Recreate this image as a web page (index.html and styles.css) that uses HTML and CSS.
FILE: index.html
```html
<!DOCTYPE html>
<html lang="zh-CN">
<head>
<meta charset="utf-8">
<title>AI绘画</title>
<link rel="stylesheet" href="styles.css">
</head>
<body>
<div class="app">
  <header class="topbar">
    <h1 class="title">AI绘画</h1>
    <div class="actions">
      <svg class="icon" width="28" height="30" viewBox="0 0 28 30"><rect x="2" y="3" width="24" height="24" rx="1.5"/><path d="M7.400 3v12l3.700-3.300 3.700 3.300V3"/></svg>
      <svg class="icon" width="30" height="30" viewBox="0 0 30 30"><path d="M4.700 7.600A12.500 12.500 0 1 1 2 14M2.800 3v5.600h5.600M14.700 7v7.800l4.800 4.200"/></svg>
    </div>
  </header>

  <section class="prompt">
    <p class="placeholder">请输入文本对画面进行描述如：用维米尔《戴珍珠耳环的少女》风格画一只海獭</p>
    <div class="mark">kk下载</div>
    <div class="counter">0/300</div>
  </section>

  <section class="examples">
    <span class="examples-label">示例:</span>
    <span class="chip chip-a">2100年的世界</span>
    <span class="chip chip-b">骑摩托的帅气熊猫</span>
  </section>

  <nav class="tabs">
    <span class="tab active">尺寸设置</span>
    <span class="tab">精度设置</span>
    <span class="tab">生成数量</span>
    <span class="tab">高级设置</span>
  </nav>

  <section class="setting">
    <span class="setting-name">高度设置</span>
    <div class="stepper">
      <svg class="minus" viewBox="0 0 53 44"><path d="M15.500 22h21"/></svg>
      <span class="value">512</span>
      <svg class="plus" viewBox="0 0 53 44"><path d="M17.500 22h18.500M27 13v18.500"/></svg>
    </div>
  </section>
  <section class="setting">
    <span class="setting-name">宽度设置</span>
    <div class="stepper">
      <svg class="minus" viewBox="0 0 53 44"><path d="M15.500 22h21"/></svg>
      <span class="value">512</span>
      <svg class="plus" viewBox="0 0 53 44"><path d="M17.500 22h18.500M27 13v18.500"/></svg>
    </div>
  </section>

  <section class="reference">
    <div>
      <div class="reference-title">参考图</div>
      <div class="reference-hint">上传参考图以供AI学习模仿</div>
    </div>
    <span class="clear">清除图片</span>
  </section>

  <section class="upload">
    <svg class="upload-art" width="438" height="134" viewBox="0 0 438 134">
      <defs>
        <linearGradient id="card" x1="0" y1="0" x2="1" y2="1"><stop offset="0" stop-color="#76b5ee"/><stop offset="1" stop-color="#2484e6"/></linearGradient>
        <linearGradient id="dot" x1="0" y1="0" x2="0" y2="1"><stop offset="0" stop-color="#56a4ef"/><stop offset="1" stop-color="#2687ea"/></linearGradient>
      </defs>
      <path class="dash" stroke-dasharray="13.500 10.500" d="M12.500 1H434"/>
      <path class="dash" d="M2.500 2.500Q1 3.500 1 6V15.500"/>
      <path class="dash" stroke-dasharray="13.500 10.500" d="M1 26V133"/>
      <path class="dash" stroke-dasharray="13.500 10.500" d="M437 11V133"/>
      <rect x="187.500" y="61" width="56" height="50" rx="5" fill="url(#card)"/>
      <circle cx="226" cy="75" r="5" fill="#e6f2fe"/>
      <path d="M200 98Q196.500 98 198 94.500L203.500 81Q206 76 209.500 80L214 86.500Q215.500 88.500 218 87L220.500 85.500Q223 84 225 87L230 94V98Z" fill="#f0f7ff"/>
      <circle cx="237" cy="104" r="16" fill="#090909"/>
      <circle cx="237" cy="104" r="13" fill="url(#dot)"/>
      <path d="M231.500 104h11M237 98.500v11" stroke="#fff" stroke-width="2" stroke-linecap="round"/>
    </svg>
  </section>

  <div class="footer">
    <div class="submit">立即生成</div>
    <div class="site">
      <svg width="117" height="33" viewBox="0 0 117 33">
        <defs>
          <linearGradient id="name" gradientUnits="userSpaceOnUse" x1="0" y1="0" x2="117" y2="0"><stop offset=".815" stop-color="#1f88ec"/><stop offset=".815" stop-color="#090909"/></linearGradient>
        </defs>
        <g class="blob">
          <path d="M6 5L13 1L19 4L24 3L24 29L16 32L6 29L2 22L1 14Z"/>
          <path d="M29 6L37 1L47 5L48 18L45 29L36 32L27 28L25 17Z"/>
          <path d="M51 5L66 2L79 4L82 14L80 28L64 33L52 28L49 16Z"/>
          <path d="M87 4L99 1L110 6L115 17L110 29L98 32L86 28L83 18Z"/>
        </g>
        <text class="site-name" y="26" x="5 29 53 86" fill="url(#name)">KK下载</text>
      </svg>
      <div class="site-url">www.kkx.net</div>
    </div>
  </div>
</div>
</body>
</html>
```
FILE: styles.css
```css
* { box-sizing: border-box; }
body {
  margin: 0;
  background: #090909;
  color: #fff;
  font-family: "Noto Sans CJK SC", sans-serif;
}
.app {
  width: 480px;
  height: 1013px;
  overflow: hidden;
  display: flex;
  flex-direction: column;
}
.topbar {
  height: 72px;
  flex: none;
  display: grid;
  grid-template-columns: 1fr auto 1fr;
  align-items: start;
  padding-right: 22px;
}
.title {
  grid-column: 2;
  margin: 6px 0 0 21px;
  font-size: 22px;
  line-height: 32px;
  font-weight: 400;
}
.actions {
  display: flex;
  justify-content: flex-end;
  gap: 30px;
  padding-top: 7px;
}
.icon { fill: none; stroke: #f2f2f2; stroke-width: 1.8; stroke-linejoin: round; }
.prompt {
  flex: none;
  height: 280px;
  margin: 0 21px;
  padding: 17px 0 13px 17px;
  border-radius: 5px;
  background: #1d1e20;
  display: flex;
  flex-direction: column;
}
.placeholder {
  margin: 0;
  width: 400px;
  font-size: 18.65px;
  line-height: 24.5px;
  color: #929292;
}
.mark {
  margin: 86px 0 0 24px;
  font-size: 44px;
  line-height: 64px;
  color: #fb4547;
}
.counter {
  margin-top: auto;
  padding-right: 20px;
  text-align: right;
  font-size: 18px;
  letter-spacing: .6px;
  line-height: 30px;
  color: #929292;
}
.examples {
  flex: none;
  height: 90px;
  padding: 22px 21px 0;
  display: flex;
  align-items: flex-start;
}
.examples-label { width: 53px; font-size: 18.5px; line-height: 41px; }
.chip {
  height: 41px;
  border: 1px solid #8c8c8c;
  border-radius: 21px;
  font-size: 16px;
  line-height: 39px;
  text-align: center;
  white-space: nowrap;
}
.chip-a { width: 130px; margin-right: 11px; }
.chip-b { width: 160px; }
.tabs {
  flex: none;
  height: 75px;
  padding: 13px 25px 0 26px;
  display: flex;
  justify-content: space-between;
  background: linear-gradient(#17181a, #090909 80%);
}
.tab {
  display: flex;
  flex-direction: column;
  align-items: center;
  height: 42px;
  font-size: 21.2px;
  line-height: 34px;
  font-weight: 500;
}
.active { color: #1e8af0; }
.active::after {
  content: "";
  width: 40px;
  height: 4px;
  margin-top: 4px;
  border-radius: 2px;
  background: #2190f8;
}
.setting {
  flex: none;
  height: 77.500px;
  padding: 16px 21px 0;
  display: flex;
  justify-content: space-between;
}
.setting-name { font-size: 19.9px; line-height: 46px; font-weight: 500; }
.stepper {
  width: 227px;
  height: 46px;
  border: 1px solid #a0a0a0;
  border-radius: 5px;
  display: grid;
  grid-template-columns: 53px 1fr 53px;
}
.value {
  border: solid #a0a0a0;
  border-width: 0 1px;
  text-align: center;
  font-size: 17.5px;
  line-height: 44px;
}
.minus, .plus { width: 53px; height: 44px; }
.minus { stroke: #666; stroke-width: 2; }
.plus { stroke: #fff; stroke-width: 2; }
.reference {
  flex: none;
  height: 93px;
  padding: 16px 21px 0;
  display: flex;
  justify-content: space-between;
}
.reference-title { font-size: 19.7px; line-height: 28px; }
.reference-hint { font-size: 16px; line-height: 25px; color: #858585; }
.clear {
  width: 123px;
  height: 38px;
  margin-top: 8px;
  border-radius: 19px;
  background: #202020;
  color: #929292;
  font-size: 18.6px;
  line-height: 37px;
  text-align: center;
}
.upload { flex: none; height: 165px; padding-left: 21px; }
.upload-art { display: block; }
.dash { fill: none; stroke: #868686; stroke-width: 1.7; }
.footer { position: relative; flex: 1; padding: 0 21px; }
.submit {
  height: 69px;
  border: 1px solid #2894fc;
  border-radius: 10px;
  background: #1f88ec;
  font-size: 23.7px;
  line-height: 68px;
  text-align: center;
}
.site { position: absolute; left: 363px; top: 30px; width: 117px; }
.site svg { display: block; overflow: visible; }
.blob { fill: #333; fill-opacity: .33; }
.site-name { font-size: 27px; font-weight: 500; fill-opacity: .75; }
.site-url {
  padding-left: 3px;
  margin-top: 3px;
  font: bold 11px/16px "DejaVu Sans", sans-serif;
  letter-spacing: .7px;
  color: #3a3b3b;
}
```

**Short task**
Check each line above for the word "index", and copy the lines where it appears.

**Solved exercise**
Recreate this image as a web page (index.html and styles.css) that uses HTML and CSS.
FILE: index.html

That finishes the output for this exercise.